AIM OF THE TASK: Copy every line, exactly and only, from the line containing "Output the component" to the line containing "import React from 'react';", both lines included.

DATA LISTING:

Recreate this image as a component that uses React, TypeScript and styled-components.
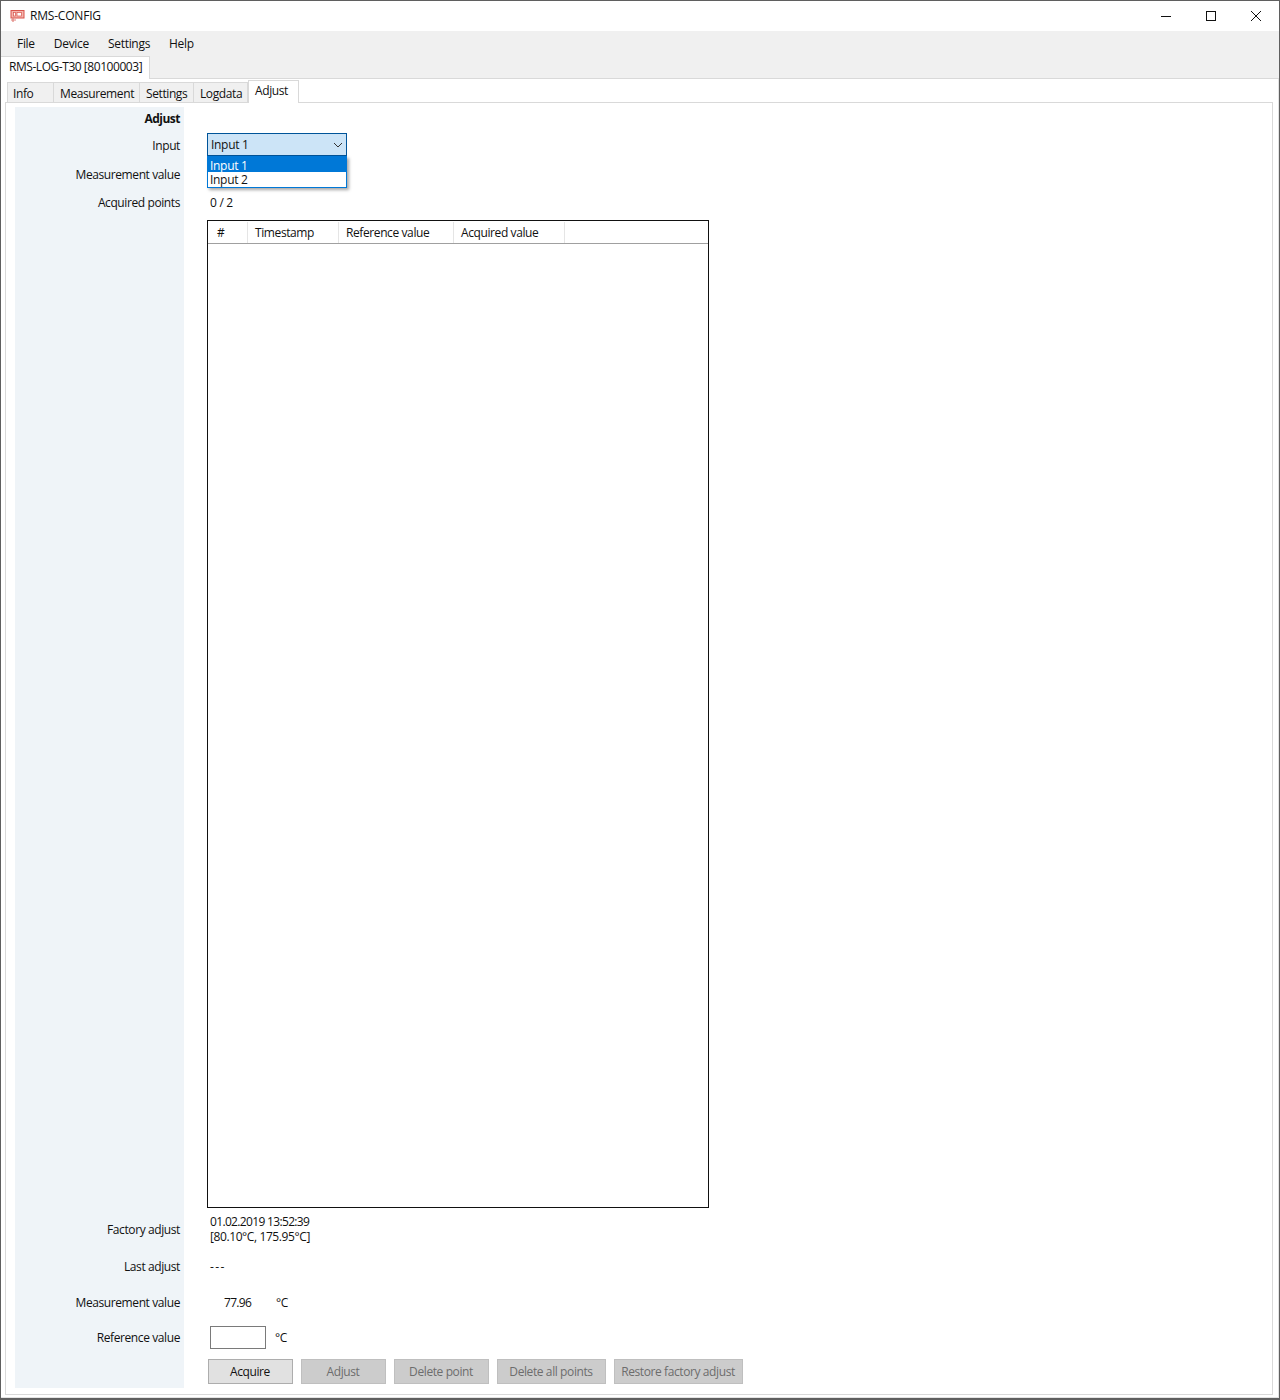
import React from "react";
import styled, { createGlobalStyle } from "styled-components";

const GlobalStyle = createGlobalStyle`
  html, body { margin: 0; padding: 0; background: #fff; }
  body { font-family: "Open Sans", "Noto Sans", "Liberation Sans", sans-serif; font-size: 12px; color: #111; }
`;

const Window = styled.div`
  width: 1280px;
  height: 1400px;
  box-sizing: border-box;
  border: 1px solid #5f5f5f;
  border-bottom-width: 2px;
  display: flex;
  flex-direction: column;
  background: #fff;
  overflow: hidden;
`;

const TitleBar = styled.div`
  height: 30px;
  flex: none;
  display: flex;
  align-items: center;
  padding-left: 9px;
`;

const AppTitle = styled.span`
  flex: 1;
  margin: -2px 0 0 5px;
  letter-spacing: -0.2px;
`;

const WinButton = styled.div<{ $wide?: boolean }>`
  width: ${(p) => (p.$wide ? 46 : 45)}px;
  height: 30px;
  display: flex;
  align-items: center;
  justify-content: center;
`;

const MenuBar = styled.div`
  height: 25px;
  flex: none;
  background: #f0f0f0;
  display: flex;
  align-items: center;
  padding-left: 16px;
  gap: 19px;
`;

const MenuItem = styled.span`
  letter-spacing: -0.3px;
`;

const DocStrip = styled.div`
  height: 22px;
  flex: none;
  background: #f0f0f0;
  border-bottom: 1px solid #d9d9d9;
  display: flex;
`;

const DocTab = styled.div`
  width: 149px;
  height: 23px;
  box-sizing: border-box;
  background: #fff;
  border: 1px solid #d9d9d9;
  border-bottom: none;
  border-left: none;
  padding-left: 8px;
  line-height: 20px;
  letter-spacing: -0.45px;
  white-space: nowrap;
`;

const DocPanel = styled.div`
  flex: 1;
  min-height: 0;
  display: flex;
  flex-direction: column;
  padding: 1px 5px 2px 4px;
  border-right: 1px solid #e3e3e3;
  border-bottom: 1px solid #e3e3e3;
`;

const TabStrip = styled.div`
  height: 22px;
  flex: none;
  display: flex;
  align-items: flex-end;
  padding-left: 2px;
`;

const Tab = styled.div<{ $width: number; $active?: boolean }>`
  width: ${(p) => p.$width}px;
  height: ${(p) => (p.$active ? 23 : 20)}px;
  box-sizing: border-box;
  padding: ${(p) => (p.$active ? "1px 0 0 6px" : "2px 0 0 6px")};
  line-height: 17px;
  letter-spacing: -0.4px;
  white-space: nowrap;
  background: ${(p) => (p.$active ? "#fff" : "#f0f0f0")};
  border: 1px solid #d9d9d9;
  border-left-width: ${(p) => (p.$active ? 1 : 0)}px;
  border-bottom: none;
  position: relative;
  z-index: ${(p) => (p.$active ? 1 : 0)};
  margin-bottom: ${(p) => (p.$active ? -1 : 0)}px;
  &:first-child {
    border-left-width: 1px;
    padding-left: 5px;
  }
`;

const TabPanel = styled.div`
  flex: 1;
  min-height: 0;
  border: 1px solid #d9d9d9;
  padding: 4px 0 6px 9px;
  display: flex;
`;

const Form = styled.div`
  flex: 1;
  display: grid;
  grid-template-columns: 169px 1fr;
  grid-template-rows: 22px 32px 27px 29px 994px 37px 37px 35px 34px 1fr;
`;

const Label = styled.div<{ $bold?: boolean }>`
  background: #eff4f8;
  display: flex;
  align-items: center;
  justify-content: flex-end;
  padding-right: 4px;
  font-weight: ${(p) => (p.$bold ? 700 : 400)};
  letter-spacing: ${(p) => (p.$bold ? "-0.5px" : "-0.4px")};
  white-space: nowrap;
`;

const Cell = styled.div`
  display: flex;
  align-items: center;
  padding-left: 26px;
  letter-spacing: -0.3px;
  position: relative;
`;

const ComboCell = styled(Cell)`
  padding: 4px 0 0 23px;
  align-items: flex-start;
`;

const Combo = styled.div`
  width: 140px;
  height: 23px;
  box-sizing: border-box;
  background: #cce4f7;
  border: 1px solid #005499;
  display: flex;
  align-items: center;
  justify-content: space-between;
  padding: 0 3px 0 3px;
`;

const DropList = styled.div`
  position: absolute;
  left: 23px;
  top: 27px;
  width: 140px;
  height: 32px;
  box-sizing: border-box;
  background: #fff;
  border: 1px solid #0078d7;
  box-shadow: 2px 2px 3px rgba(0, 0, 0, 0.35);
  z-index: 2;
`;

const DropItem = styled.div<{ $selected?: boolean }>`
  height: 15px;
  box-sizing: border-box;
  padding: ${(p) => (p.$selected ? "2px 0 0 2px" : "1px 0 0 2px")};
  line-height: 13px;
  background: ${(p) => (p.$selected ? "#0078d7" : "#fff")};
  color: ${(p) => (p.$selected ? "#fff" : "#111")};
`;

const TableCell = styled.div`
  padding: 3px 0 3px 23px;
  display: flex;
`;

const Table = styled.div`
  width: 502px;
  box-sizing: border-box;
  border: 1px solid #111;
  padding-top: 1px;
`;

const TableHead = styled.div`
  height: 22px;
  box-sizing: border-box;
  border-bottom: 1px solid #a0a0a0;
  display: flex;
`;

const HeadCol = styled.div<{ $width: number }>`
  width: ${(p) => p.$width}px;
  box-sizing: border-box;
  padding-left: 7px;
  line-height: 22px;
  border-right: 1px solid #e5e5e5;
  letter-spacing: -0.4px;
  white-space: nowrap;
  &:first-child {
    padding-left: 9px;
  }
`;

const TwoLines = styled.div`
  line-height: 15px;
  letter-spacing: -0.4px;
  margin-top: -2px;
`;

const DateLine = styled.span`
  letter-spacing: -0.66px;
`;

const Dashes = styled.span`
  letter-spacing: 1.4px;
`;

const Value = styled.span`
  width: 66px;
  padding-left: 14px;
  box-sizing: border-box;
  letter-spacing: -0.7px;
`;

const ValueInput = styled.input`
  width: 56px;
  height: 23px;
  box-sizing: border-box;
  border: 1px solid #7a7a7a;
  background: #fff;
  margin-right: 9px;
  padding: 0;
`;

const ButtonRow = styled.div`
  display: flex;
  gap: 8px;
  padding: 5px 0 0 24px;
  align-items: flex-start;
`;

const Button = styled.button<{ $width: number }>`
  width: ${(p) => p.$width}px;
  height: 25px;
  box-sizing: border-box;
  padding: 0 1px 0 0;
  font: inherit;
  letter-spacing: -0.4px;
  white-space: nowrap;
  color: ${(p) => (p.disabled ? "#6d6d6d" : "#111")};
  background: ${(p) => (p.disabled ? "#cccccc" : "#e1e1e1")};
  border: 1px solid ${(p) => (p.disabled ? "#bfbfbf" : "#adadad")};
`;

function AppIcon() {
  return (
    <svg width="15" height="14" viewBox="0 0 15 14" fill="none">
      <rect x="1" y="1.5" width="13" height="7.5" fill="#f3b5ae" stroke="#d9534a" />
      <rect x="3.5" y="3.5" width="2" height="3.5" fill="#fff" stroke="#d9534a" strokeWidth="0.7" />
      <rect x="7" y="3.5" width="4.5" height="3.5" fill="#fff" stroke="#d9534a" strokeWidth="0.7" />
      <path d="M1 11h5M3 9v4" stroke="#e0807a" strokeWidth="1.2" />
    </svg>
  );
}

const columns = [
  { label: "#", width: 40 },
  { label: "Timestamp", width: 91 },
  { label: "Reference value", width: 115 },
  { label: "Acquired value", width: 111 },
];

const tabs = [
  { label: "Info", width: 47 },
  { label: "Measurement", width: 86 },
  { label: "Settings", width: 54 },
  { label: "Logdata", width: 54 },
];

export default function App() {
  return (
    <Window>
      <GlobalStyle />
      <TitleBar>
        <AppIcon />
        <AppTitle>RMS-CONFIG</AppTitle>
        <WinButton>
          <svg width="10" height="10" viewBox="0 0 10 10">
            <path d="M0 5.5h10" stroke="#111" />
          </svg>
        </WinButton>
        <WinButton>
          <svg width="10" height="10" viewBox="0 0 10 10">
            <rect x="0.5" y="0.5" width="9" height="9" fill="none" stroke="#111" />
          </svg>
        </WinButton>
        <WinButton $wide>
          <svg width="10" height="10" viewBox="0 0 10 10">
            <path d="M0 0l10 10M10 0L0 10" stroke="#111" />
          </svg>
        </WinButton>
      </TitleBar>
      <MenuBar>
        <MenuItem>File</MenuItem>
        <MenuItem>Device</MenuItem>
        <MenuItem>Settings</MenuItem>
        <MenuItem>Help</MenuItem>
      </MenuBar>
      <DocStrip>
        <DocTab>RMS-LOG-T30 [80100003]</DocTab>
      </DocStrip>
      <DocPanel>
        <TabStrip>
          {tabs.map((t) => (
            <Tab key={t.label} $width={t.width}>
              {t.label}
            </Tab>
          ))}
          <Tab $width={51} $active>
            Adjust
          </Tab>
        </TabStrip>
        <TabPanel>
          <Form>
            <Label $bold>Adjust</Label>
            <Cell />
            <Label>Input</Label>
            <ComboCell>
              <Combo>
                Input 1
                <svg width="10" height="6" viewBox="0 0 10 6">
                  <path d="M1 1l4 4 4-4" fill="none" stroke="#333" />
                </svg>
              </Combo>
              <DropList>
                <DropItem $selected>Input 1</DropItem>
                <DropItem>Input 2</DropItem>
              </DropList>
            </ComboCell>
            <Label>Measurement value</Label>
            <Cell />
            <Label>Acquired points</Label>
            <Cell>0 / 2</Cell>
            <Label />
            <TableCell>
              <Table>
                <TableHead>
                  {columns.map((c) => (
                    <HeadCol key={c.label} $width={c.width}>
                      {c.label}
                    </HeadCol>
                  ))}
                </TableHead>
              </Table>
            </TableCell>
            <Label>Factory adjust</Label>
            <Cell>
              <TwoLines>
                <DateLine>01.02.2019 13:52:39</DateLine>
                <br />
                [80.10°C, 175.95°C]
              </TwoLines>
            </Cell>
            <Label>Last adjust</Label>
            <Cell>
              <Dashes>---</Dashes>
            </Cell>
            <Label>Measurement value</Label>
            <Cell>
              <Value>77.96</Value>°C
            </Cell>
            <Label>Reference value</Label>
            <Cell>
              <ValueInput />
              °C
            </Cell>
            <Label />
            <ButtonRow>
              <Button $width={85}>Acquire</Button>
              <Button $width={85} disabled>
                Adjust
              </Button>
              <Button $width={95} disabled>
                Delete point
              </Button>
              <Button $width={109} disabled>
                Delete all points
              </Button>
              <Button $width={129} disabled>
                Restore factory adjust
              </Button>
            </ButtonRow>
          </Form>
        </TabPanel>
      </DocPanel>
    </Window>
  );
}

...

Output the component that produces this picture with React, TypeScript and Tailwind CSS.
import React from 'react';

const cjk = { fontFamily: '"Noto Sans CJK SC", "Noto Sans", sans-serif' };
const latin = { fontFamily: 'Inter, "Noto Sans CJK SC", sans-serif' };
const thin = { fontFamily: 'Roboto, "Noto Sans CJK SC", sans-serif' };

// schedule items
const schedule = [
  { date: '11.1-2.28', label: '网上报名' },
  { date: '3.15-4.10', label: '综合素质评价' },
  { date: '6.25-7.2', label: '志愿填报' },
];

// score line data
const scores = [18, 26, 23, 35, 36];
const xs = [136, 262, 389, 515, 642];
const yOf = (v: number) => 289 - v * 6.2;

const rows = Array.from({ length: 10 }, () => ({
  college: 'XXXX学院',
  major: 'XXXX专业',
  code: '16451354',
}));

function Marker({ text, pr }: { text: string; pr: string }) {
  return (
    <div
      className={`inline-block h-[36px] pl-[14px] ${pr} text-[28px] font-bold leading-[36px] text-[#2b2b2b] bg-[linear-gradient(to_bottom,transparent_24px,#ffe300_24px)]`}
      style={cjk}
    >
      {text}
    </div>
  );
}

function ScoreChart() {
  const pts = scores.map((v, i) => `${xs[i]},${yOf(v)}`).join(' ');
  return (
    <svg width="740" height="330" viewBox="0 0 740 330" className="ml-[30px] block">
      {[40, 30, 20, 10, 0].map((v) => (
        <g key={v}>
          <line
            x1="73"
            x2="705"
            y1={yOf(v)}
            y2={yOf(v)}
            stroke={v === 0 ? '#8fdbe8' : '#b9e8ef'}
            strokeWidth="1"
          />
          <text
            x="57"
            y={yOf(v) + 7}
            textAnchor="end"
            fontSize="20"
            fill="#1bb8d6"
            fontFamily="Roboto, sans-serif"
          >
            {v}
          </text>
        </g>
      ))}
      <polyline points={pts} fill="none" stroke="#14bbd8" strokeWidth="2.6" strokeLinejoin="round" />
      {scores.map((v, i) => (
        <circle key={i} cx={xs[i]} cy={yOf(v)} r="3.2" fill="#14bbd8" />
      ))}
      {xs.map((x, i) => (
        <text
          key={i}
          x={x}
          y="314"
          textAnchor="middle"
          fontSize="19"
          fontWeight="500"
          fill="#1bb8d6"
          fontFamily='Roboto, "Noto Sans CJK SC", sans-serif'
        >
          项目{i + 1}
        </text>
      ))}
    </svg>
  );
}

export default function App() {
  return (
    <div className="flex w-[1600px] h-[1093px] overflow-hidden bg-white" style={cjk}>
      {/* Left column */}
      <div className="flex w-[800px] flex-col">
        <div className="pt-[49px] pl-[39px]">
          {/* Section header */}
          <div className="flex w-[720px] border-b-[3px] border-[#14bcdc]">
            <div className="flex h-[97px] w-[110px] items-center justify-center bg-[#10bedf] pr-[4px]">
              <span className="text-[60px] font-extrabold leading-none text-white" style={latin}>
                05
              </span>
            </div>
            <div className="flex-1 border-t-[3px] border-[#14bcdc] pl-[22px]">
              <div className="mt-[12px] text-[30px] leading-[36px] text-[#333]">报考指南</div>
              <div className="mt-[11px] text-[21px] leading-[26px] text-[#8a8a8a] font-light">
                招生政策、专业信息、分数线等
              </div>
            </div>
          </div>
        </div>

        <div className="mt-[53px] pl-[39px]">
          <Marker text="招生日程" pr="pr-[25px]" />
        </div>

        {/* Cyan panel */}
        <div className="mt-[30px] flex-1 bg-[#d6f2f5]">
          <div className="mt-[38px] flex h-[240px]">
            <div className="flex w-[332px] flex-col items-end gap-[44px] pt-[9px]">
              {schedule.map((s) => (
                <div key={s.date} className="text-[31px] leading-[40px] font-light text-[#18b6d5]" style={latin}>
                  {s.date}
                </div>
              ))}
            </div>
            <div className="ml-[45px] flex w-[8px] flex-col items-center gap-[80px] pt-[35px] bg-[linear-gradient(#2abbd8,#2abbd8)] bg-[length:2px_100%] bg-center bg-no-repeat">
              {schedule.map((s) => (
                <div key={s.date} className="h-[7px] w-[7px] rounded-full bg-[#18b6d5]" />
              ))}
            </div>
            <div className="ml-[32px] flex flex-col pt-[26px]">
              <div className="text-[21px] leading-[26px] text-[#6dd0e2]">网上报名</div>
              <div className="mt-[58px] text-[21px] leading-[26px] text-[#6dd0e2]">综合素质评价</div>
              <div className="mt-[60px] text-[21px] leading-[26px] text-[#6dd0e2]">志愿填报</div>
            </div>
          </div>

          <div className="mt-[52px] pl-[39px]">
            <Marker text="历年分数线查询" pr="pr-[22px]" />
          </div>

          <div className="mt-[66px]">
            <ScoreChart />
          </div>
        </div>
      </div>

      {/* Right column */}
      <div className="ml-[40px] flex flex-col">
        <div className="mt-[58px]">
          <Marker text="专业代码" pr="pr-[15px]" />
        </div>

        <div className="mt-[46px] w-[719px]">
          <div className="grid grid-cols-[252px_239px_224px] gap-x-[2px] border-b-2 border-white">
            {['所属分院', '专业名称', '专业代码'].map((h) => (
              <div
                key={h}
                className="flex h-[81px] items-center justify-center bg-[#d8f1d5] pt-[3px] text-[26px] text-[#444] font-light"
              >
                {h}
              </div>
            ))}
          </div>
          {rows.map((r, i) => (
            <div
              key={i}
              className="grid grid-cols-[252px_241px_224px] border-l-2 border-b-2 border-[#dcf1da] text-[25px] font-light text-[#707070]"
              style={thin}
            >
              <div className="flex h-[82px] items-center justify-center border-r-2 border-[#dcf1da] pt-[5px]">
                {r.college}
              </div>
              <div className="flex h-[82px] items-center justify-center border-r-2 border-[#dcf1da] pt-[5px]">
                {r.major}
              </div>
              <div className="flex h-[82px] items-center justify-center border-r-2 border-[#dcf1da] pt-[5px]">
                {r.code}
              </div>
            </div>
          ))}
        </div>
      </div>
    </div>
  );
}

FINAL RESULT:
Output the component that produces this picture with React, TypeScript and Tailwind CSS.
import React from 'react';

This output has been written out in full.